Designated Grumpy Old Fart
Humanity in all its various forms has probably circled the globe hundreds, thousands if not hundreds of thousands or more times since the dawn of time. People can walk and sail all over the planet today, why is it so difficult to believe that they couldn't have done the same things thousands, tens of thousands, even millions of years ago??

Our biggest enemy is ourselves and human and humanoid populations were so small in the ancient world is unlikely that one group would even bump into another in that primordial past. There were no borders. No countries. No cities. No highways, save rivers and streams.

I find none of this surprising at all. As for the different humanoid races interbreeding.....I've seen sailors on liberty in foreign ports!:rolleyes: Does the saying: "Any port in a storm." mean anything to you?

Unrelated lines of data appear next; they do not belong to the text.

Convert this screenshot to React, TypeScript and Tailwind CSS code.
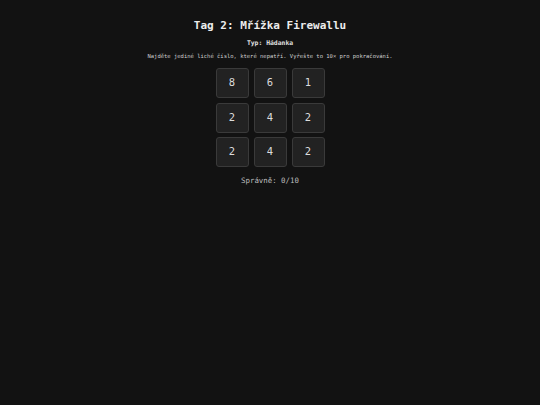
const cells = [8, 6, 1, 2, 4, 2, 2, 4, 2];

export default function App() {
  return (
    <div
      className="min-h-[405px] w-full bg-[#121212] text-[#e6e6e6] flex flex-col items-center pt-[19px]"
      style={{ fontFamily: '"DejaVu Sans Mono", "Liberation Mono", monospace' }}
    >
      <h1 className="text-[11px] leading-[14px] font-bold text-[#ececec]">Tag 2: Mřížka Firewallu</h1>
      <p className="mt-[6px] text-[6.4px] leading-[8px] font-bold text-[#e0e0e0]">Typ: Hádanka</p>
      <p className="mt-[5.5px] text-[5.5px] leading-[7px] text-[#cfcfcf]">
        Najděte jediné liché číslo, které nepatří. Vyřešte to 10× pro pokračování.
      </p>

      <div className="mt-[8.5px] grid grid-cols-[33px_33px_33px] auto-rows-[30px] gap-x-[5px] gap-y-[4.5px]">
        {cells.map((n, i) => (
          <button
            key={i}
            type="button"
            className="flex items-center justify-center rounded-[3px] border border-[#3a3a3a] bg-[#222222] text-[10.5px] text-[#dcdcdc]"
          >
            {n}
          </button>
        ))}
      </div>

      <p className="mt-[8.5px] text-[7.4px] leading-[9px] text-[#bdbdbd]">Správně: 0/10</p>
    </div>
  );
}
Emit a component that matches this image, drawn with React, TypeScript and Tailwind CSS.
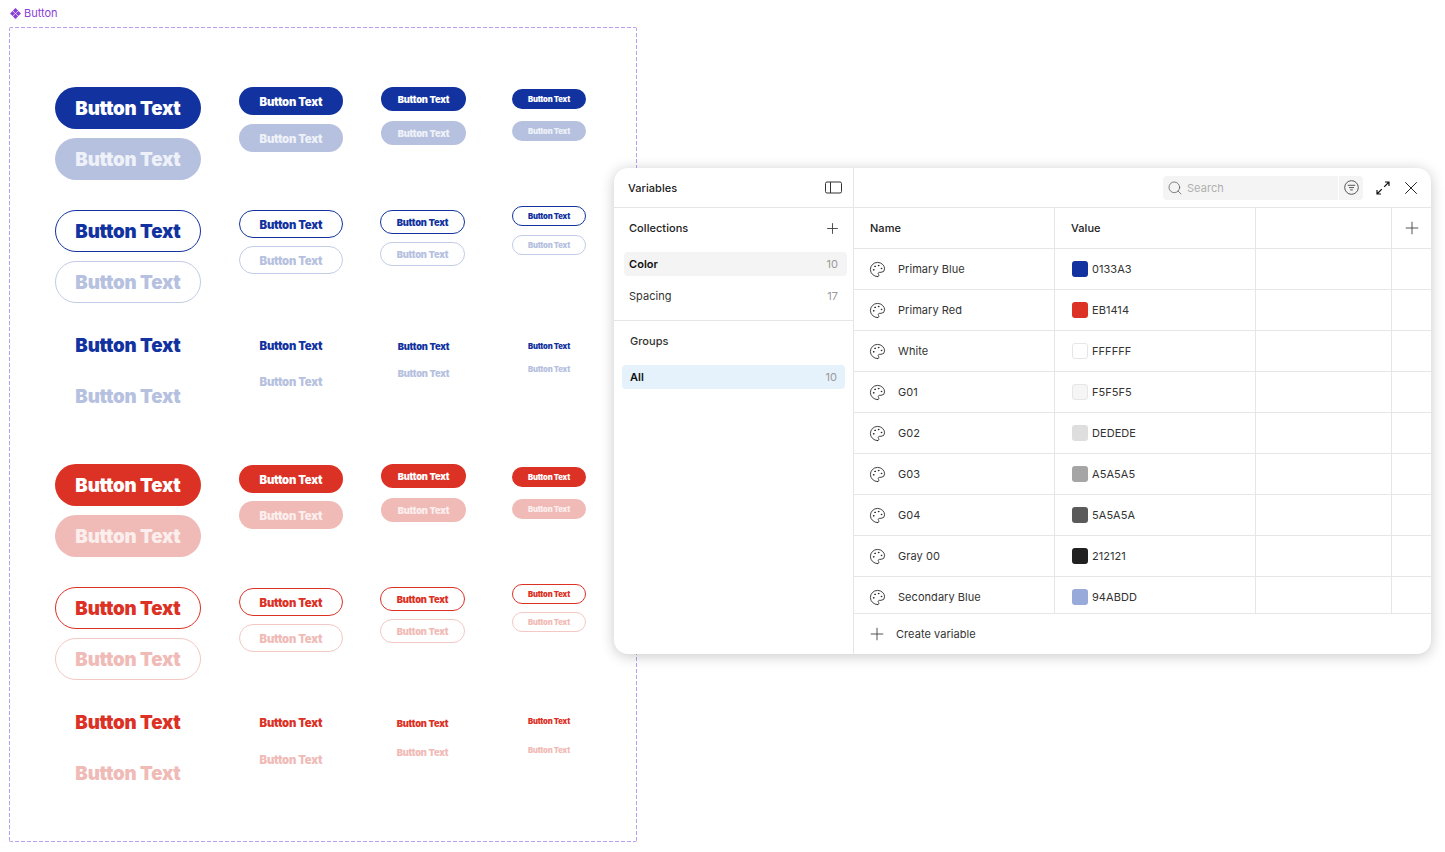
import { Palette, Plus, Search, X } from 'lucide-react';
import clsx from 'clsx';

type Tone = 'blue' | 'red';
type Kind = 'solid' | 'outline' | 'ghost';

// one entry per size, left to right
const sizes = [
  { box: 'w-[146px] h-[42px] pt-[2px]', text: 'text-[18.7px]' },
  { box: 'w-[104px] h-[28px] pt-[2px]', text: 'text-[11.3px]' },
  { box: 'w-[85px] h-[24px] pt-[2px]', text: 'text-[9.4px]' },
  { box: 'w-[74px] h-[20px] pt-px', text: 'text-[7.7px]' },
];

const styles = {
  blue: {
    solid: ['bg-[#12339f] text-white', 'bg-[#b6c1e0] text-[#eef1f8]'],
    outline: ['border border-[#12339f] text-[#12339f]', 'border border-[#c3cce6] text-[#b6c1e0]'],
    ghost: ['text-[#12339f]', 'text-[#b6c1e0]'],
  },
  red: {
    solid: ['bg-[#dc3125] text-white', 'bg-[#f0bbb7] text-[#fbeeed]'],
    outline: ['border border-[#dc3125] text-[#dc3125]', 'border border-[#f3c8c5] text-[#f0bbb7]'],
    ghost: ['text-[#dc3125]', 'text-[#f0bbb7]'],
  },
};

// offset from the top of the row + gap between the two buttons, per size
const rows: { tone: Tone; kind: Kind; height: string; cells: string[] }[] = [
  { tone: 'blue', kind: 'solid', height: 'h-[119px]', cells: ['gap-[9px]', 'gap-[9px]', 'gap-[10px] ml-[1px]', 'gap-[12px] mt-[2px]'] },
  { tone: 'blue', kind: 'outline', height: 'h-[118px]', cells: ['gap-[9px] mt-[4px]', 'gap-[8px] mt-[4px]', 'gap-[8px] mt-[4px]', 'gap-[9px]'] },
  { tone: 'blue', kind: 'ghost', height: 'h-[140px]', cells: ['gap-[9px]', 'gap-[8px] mt-[7px]', 'gap-[3px] mt-[10px] ml-[1px]', 'gap-[3px] mt-[12px]'] },
  { tone: 'red', kind: 'solid', height: 'h-[120px]', cells: ['gap-[9px]', 'gap-[8px] mt-[1px]', 'gap-[10px] ml-[1px]', 'gap-[12px] mt-[3px]'] },
  { tone: 'red', kind: 'outline', height: 'h-[117px]', cells: ['gap-[9px] mt-[3px]', 'gap-[8px] mt-[4px]', 'gap-[8px] mt-[3px]', 'gap-[8px]'] },
  { tone: 'red', kind: 'ghost', height: 'h-[100px]', cells: ['gap-[9px]', 'gap-[9px] mt-[7px]', 'gap-[5px] mt-[10px]', 'gap-[9px] mt-[10px]'] },
];

const variables = [
  { name: 'Primary Blue', value: '0133A3', swatch: 'bg-[#12339f]' },
  { name: 'Primary Red', value: 'EB1414', swatch: 'bg-[#dc3125]' },
  { name: 'White', value: 'FFFFFF', swatch: 'bg-white border border-[#e6e6e6]' },
  { name: 'G01', value: 'F5F5F5', swatch: 'bg-[#f5f5f5] border border-[#e6e6e6]' },
  { name: 'G02', value: 'DEDEDE', swatch: 'bg-[#dedede]' },
  { name: 'G03', value: 'A5A5A5', swatch: 'bg-[#a5a5a5]' },
  { name: 'G04', value: '5A5A5A', swatch: 'bg-[#5a5a5a]' },
  { name: 'Gray 00', value: '212121', swatch: 'bg-[#212121]' },
  { name: 'Secondary Blue', value: '94ABDD', swatch: 'bg-[#98aada]' },
];

function ComponentIcon() {
  return (
    <svg width="11" height="11" viewBox="0 0 12 12" fill="#8a3fd9">
      <path d="M6 0 8.8 2.8 6 5.6 3.2 2.8ZM2.8 3.2 5.6 6 2.8 8.8 0 6ZM9.2 3.2 12 6 9.2 8.8 6.4 6ZM6 6.4 8.8 9.2 6 12 3.2 9.2Z" />
    </svg>
  );
}

function SampleButton({ cls, size }: { cls: string; size: number }) {
  return (
    <div className={clsx('flex items-center justify-center rounded-full font-black tracking-[-0.2px]', sizes[size].box, sizes[size].text, cls)}>
      Button Text
    </div>
  );
}

function ButtonFrame() {
  return (
    <div className="ml-[9px] h-[815px] w-[628px] rounded-[2px] bg-no-repeat pl-[46px] pt-[60px] [background-image:repeating-linear-gradient(90deg,#bb9ff2_0_4px,transparent_4px_6px),repeating-linear-gradient(90deg,#bb9ff2_0_4px,transparent_4px_6px),repeating-linear-gradient(180deg,#bb9ff2_0_4px,transparent_4px_6px),repeating-linear-gradient(180deg,#bb9ff2_0_4px,transparent_4px_6px)] [background-position:0_0,0_100%,0_0,100%_0] [background-size:100%_1px,100%_1px,1px_100%,1px_100%]">
      {rows.map((row, i) => (
        <div key={i} className={clsx('grid grid-cols-[184px_141px_132px_74px] items-start', row.height)}>
          {row.cells.map((cell, size) => (
            <div key={size} className={clsx('flex flex-col', cell)}>
              <SampleButton cls={styles[row.tone][row.kind][0]} size={size} />
              <SampleButton cls={styles[row.tone][row.kind][1]} size={size} />
            </div>
          ))}
        </div>
      ))}
    </div>
  );
}

function Sidebar() {
  return (
    <div className="flex w-[240px] shrink-0 flex-col border-r border-[#e6e6e6]">
      <div className="flex h-[40px] items-center justify-between border-b border-[#e6e6e6] pl-[14px] pr-[11px]">
        <span className="pt-px font-medium text-[#212121]">Variables</span>
        <svg width="17" height="13" viewBox="0 0 17 13" fill="none" stroke="#333" strokeWidth="1">
          <rect x="0.5" y="1" width="16" height="11" rx="1.5" />
          <path d="M5.5 1v11" />
        </svg>
      </div>
      <div className="flex h-[40px] items-center justify-between pl-[15px] pr-[12px]">
        <span className="font-medium text-[#212121]">Collections</span>
        <Plus size={17} strokeWidth={1.3} className="text-[#444]" />
      </div>
      <div className="mx-[10px] mt-[4px] flex h-[24px] w-[223px] items-center justify-between rounded-[4px] bg-[#f4f4f4] pl-[5px] pr-[9px]">
        <span className="font-semibold text-[#111]">Color</span>
        <span className="text-[#999]">10</span>
      </div>
      <div className="mx-[10px] mt-[8px] flex h-[24px] w-[223px] items-center justify-between pl-[5px] pr-[9px]">
        <span className="text-[#333]">Spacing</span>
        <span className="text-[#999]">17</span>
      </div>
      <div className="mt-[12px] flex h-[41px] items-center border-t border-[#e6e6e6] pl-[16px]">
        <span className="font-medium text-[#333]">Groups</span>
      </div>
      <div className="ml-[8px] mt-[4px] flex h-[24px] w-[223px] items-center justify-between rounded-[4px] bg-[#e5f1fb] pl-[8px] pr-[8px]">
        <span className="font-semibold text-[#111]">All</span>
        <span className="text-[#999]">10</span>
      </div>
    </div>
  );
}

function Toolbar() {
  return (
    <div className="flex h-[40px] items-center justify-end border-b border-[#e6e6e6] pr-[9px]">
      <div className="flex h-[24px] w-[200px] items-center overflow-hidden rounded-[4px] bg-[#f4f4f4]">
        <div className="flex flex-1 items-center gap-[4px] pl-[4px] pt-px text-[#b0b0b0]">
          <Search size={16} strokeWidth={1.1} className="text-[#555]" />
          Search
        </div>
        <div className="flex h-full w-[25px] items-center justify-center border-l border-white">
          <svg width="15" height="15" viewBox="0 0 15 15" fill="none" stroke="#555" strokeWidth="1">
            <circle cx="7.5" cy="7.5" r="6.8" />
            <path d="M3.8 5.3h7.4M5 7.6h5M6.2 9.9h2.6" />
          </svg>
        </div>
      </div>
      <svg className="ml-[13px]" width="14" height="14" viewBox="0 0 14 14" fill="none" stroke="#111" strokeWidth="1.2">
        <path d="M8.2 5.8 13 1M9 1h4v4M5.8 8.2 1 13M1 9v4h4" />
      </svg>
      <X size={22} strokeWidth={1} className="ml-[10px] text-[#111]" />
    </div>
  );
}

function VariablesTable() {
  return (
    <div className="flex min-w-0 flex-1 flex-col">
      <Toolbar />
      <div className="grid h-[41px] shrink-0 grid-cols-[201px_201px_136px_39px] border-b border-[#e6e6e6]">
        <div className="flex items-center border-r border-[#e6e6e6] pl-[16px] font-medium text-[#212121]">Name</div>
        <div className="flex items-center border-r border-[#e6e6e6] pl-[16px] font-medium text-[#212121]">Value</div>
        <div className="border-r border-[#e6e6e6]" />
        <div className="flex items-center justify-center">
          <Plus size={20} strokeWidth={1.1} className="text-[#444]" />
        </div>
      </div>
      <div className="h-[365px] shrink-0 overflow-hidden border-b border-[#e6e6e6]">
        {variables.map((v) => (
          <div key={v.name} className="grid h-[41px] grid-cols-[201px_201px_136px_39px] border-b border-[#e6e6e6]">
            <div className="flex items-center gap-[12px] border-r border-[#e6e6e6] pl-[15px] text-[#333]">
              <Palette size={17} strokeWidth={1.2} className="text-[#222]" />
              {v.name}
            </div>
            <div className="flex items-center gap-[4px] border-r border-[#e6e6e6] pl-[17px] text-[#333]">
              <div className={clsx('h-[16px] w-[16px] rounded-[3px]', v.swatch)} />
              {v.value}
            </div>
            <div className="border-r border-[#e6e6e6]" />
            <div />
          </div>
        ))}
      </div>
      <div className="flex h-[40px] items-center gap-[9px] pl-[13px] text-[#333]">
        <Plus size={20} strokeWidth={1.1} className="text-[#444]" />
        Create variable
      </div>
    </div>
  );
}

export default function App() {
  return (
    <div className="relative h-[852px] w-[1445px] overflow-hidden bg-white font-['Inter',sans-serif]">
      <div className="flex h-[27px] items-center gap-[3px] pl-[10px] text-[11px] text-[#8a3fd9]">
        <ComponentIcon />
        Button
      </div>
      <ButtonFrame />
      {/* variables window floats over the canvas */}
      <div className="absolute left-[614px] top-[168px] flex h-[486px] w-[817px] overflow-hidden rounded-[14px] bg-white text-[11px] tracking-[0.05px] shadow-[0_2px_14px_rgba(0,0,0,0.22)]">
        <Sidebar />
        <VariablesTable />
      </div>
    </div>
  );
}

Sex is one of the strongest drives of humans. Look at all the stupid things people do today to get laid. Crude yes, but it's the truth. :spns:
 

Millwright

Knuckle Dragger
_______________
Modern humans are still pretty scarce on the dark continent, at least native specimens.
 

Melodi

Disaster Cat
Yes it is well said and there is a huge difference between speculation and actual finds, I too speculate that people have been around longer than mainstream science thinks (or especially used to think) and that people of various sorts may have traveled a great deal farther and earlier than is frequently supposed; but that doesn't mean I have any evidence to back that up either.

This is evidence and highly interesting, which is why I posted the article in the first place.